++++ Dataset content

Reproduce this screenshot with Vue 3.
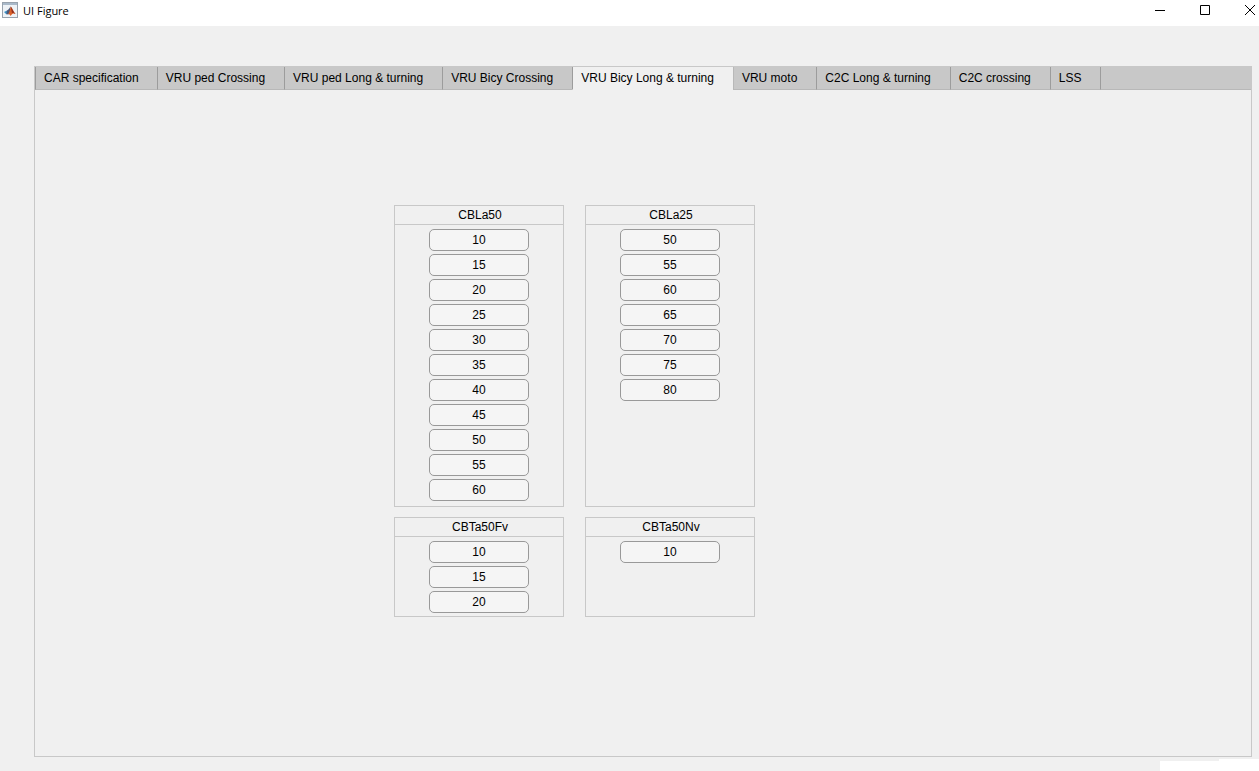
<script setup>
import { ref } from 'vue'

const tabs = [
  'CAR specification',
  'VRU ped Crossing',
  'VRU ped Long & turning',
  'VRU Bicy Crossing',
  'VRU Bicy Long & turning',
  'VRU moto',
  'C2C Long & turning',
  'C2C crossing',
  'LSS',
]
const active = ref(4)

const panels = [
  { title: 'CBLa50', values: [10, 15, 20, 25, 30, 35, 40, 45, 50, 55, 60] },
  { title: 'CBLa25', values: [50, 55, 60, 65, 70, 75, 80] },
  { title: 'CBTa50Fv', values: [10, 15, 20] },
  { title: 'CBTa50Nv', values: [10] },
]
</script>

<template>
  <div class="window">
    <header class="titlebar">
      <svg class="logo" width="16" height="16" viewBox="0 0 16 16" aria-hidden="true">
        <rect x="0.5" y="0.5" width="15" height="15" fill="#eef2f6" stroke="#98a2ad" />
        <rect x="1" y="1" width="14" height="2" fill="#a9b9c9" />
        <path d="M2 10 L5 8.500 L7 10.500 L4.500 12.500 Z" fill="#3c8fc4" />
        <path d="M5 8.500 C6.700 8 7.500 5.500 8.800 4.500 L8 10.500 L6 12.500 L4.500 12 Z" fill="#4c5878" />
        <path d="M8.800 4.500 C10.500 6 11.500 10 13.500 12 C11.500 11 10.500 11 8.500 14 C8 12.500 7 12 6 12.500 C7.500 10.500 8 7 8.800 4.500 Z" fill="#d9602a" />
        <path d="M8.800 4.500 C10 6.500 11 9.500 13.500 12 C11.500 10.500 10.800 10.500 10 11 Z" fill="#8e2a1c" />
      </svg>
      <h1 class="caption">UI Figure</h1>
      <div class="controls">
        <button type="button" aria-label="Minimize">
          <svg width="10" height="11" viewBox="0 0 10 11"><path d="M0 5.500H10" /></svg>
        </button>
        <button type="button" aria-label="Maximize">
          <svg width="10" height="10" viewBox="0 0 10 10"><path d="M0.500 0.500H9.500V9.500H0.500Z" /></svg>
        </button>
        <button type="button" aria-label="Close">
          <svg width="10" height="11" viewBox="0 0 10 11"><path d="M0 0L10 10M10 0L0 10" /></svg>
        </button>
      </div>
    </header>

    <main class="tabgroup">
      <div class="tabs" role="tablist">
        <button
          v-for="(tab, i) in tabs"
          :key="tab"
          type="button"
          role="tab"
          class="tab"
          :class="{ active: i === active, following: i === active + 1 }"
          :aria-selected="i === active"
          @click="active = i"
        >{{ tab }}</button>
        <div class="rest"></div>
      </div>
      <div class="page" role="tabpanel">
        <section v-for="panel in panels" :key="panel.title" class="panel">
          <h2>{{ panel.title }}</h2>
          <div class="values">
            <button v-for="value in panel.values" :key="value" type="button">{{ value }}</button>
          </div>
        </section>
      </div>
    </main>
    <div class="corner"></div>
  </div>
</template>

<style>
body {
  margin: 0;
}
</style>

<style scoped>
.window {
  position: relative;
  box-sizing: border-box;
  min-height: 100vh;
  display: flex;
  flex-direction: column;
  background: #f0f0f0;
  color: #000;
  font: 12px/18px "Liberation Sans", Arial, sans-serif;
}
button {
  margin: 0;
  font: inherit;
  color: inherit;
}
.titlebar {
  display: flex;
  align-items: flex-start;
  height: 26px;
  background: #fff;
}
.logo {
  margin: 2px 5px 0 2px;
}
.caption {
  margin: 2px 0 0;
  font: 11px/18px "Open Sans", "Noto Sans", sans-serif;
}
.controls {
  margin-left: auto;
  display: flex;
  gap: 27px;
}
.controls button {
  display: flex;
  align-items: center;
  justify-content: center;
  width: 18px;
  height: 20px;
  padding: 0;
  border: 0;
  background: none;
}
.controls path {
  fill: none;
  stroke: #000;
}
.tabgroup {
  flex: 1;
  display: flex;
  flex-direction: column;
  margin: 40px 7px 14px 34px;
  border: 1px solid #c8c8c8;
}
.tabs {
  display: flex;
}
.tab {
  padding: 2px 18px 2px 8px;
  border: 0;
  border-left: 1px solid #9c9c9c;
  border-bottom: 1px solid #b8b8b8;
  background: #c8c8c8;
  white-space: nowrap;
}
.tab + .tab {
  padding-right: 19px;
}
.tab.active {
  background: #f0f0f0;
  border-bottom-color: #f0f0f0;
}
.tab.following {
  border-left-color: #b8b8b8;
}
.rest {
  flex: 1;
  border-left: 1px solid #9c9c9c;
  border-bottom: 1px solid #b8b8b8;
  background: #c8c8c8;
}
.page {
  display: grid;
  grid-template-columns: 170px 170px;
  grid-template-rows: auto auto;
  align-content: start;
  gap: 10px 21px;
  padding: 115px 0 0 359px;
}
.panel {
  border: 1px solid #c8c8c8;
}
.panel h2 {
  margin: 0;
  padding-left: 2px;
  border-bottom: 1px solid #c8c8c8;
  font: inherit;
  text-align: center;
}
.values {
  display: flex;
  flex-direction: column;
  align-items: center;
  gap: 3px;
  padding: 4px 0 3px;
}
.panel:nth-child(-n + 2) .values {
  padding-bottom: 5px;
}
.values button {
  width: 100px;
  height: 22px;
  padding: 0;
  border: 1px solid #999;
  border-radius: 5px;
  background: #f5f5f5;
}
.corner {
  position: absolute;
  right: 0;
  bottom: 0;
  width: 99px;
  height: 12px;
  background: #fff;
  clip-path: polygon(0 2px, 59px 2px, 59px 0, 100% 0, 100% 100%, 0 100%);
}
</style>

++++++++

Would you return the data exactly as written, without the pictures?

Reproduce this screenshot with Vue 3.
<script setup>
import { ref } from 'vue'

const tabs = [
  'CAR specification',
  'VRU ped Crossing',
  'VRU ped Long & turning',
  'VRU Bicy Crossing',
  'VRU Bicy Long & turning',
  'VRU moto',
  'C2C Long & turning',
  'C2C crossing',
  'LSS',
]
const active = ref(4)

const panels = [
  { title: 'CBLa50', values: [10, 15, 20, 25, 30, 35, 40, 45, 50, 55, 60] },
  { title: 'CBLa25', values: [50, 55, 60, 65, 70, 75, 80] },
  { title: 'CBTa50Fv', values: [10, 15, 20] },
  { title: 'CBTa50Nv', values: [10] },
]
</script>

<template>
  <div class="window">
    <header class="titlebar">
      <svg class="logo" width="16" height="16" viewBox="0 0 16 16" aria-hidden="true">
        <rect x="0.5" y="0.5" width="15" height="15" fill="#eef2f6" stroke="#98a2ad" />
        <rect x="1" y="1" width="14" height="2" fill="#a9b9c9" />
        <path d="M2 10 L5 8.500 L7 10.500 L4.500 12.500 Z" fill="#3c8fc4" />
        <path d="M5 8.500 C6.700 8 7.500 5.500 8.800 4.500 L8 10.500 L6 12.500 L4.500 12 Z" fill="#4c5878" />
        <path d="M8.800 4.500 C10.500 6 11.500 10 13.500 12 C11.500 11 10.500 11 8.500 14 C8 12.500 7 12 6 12.500 C7.500 10.500 8 7 8.800 4.500 Z" fill="#d9602a" />
        <path d="M8.800 4.500 C10 6.500 11 9.500 13.500 12 C11.500 10.500 10.800 10.500 10 11 Z" fill="#8e2a1c" />
      </svg>
      <h1 class="caption">UI Figure</h1>
      <div class="controls">
        <button type="button" aria-label="Minimize">
          <svg width="10" height="11" viewBox="0 0 10 11"><path d="M0 5.500H10" /></svg>
        </button>
        <button type="button" aria-label="Maximize">
          <svg width="10" height="10" viewBox="0 0 10 10"><path d="M0.500 0.500H9.500V9.500H0.500Z" /></svg>
        </button>
        <button type="button" aria-label="Close">
          <svg width="10" height="11" viewBox="0 0 10 11"><path d="M0 0L10 10M10 0L0 10" /></svg>
        </button>
      </div>
    </header>

    <main class="tabgroup">
      <div class="tabs" role="tablist">
        <button
          v-for="(tab, i) in tabs"
          :key="tab"
          type="button"
          role="tab"
          class="tab"
          :class="{ active: i === active, following: i === active + 1 }"
          :aria-selected="i === active"
          @click="active = i"
        >{{ tab }}</button>
        <div class="rest"></div>
      </div>
      <div class="page" role="tabpanel">
        <section v-for="panel in panels" :key="panel.title" class="panel">
          <h2>{{ panel.title }}</h2>
          <div class="values">
            <button v-for="value in panel.values" :key="value" type="button">{{ value }}</button>
          </div>
        </section>
      </div>
    </main>
    <div class="corner"></div>
  </div>
</template>

<style>
body {
  margin: 0;
}
</style>

<style scoped>
.window {
  position: relative;
  box-sizing: border-box;
  min-height: 100vh;
  display: flex;
  flex-direction: column;
  background: #f0f0f0;
  color: #000;
  font: 12px/18px "Liberation Sans", Arial, sans-serif;
}
button {
  margin: 0;
  font: inherit;
  color: inherit;
}
.titlebar {
  display: flex;
  align-items: flex-start;
  height: 26px;
  background: #fff;
}
.logo {
  margin: 2px 5px 0 2px;
}
.caption {
  margin: 2px 0 0;
  font: 11px/18px "Open Sans", "Noto Sans", sans-serif;
}
.controls {
  margin-left: auto;
  display: flex;
  gap: 27px;
}
.controls button {
  display: flex;
  align-items: center;
  justify-content: center;
  width: 18px;
  height: 20px;
  padding: 0;
  border: 0;
  background: none;
}
.controls path {
  fill: none;
  stroke: #000;
}
.tabgroup {
  flex: 1;
  display: flex;
  flex-direction: column;
  margin: 40px 7px 14px 34px;
  border: 1px solid #c8c8c8;
}
.tabs {
  display: flex;
}
.tab {
  padding: 2px 18px 2px 8px;
  border: 0;
  border-left: 1px solid #9c9c9c;
  border-bottom: 1px solid #b8b8b8;
  background: #c8c8c8;
  white-space: nowrap;
}
.tab + .tab {
  padding-right: 19px;
}
.tab.active {
  background: #f0f0f0;
  border-bottom-color: #f0f0f0;
}
.tab.following {
  border-left-color: #b8b8b8;
}
.rest {
  flex: 1;
  border-left: 1px solid #9c9c9c;
  border-bottom: 1px solid #b8b8b8;
  background: #c8c8c8;
}
.page {
  display: grid;
  grid-template-columns: 170px 170px;
  grid-template-rows: auto auto;
  align-content: start;
  gap: 10px 21px;
  padding: 115px 0 0 359px;
}
.panel {
  border: 1px solid #c8c8c8;
}
.panel h2 {
  margin: 0;
  padding-left: 2px;
  border-bottom: 1px solid #c8c8c8;
  font: inherit;
  text-align: center;
}
.values {
  display: flex;
  flex-direction: column;
  align-items: center;
  gap: 3px;
  padding: 4px 0 3px;
}
.panel:nth-child(-n + 2) .values {
  padding-bottom: 5px;
}
.values button {
  width: 100px;
  height: 22px;
  padding: 0;
  border: 1px solid #999;
  border-radius: 5px;
  background: #f5f5f5;
}
.corner {
  position: absolute;
  right: 0;
  bottom: 0;
  width: 99px;
  height: 12px;
  background: #fff;
  clip-path: polygon(0 2px, 59px 2px, 59px 0, 100% 0, 100% 100%, 0 100%);
}
</style>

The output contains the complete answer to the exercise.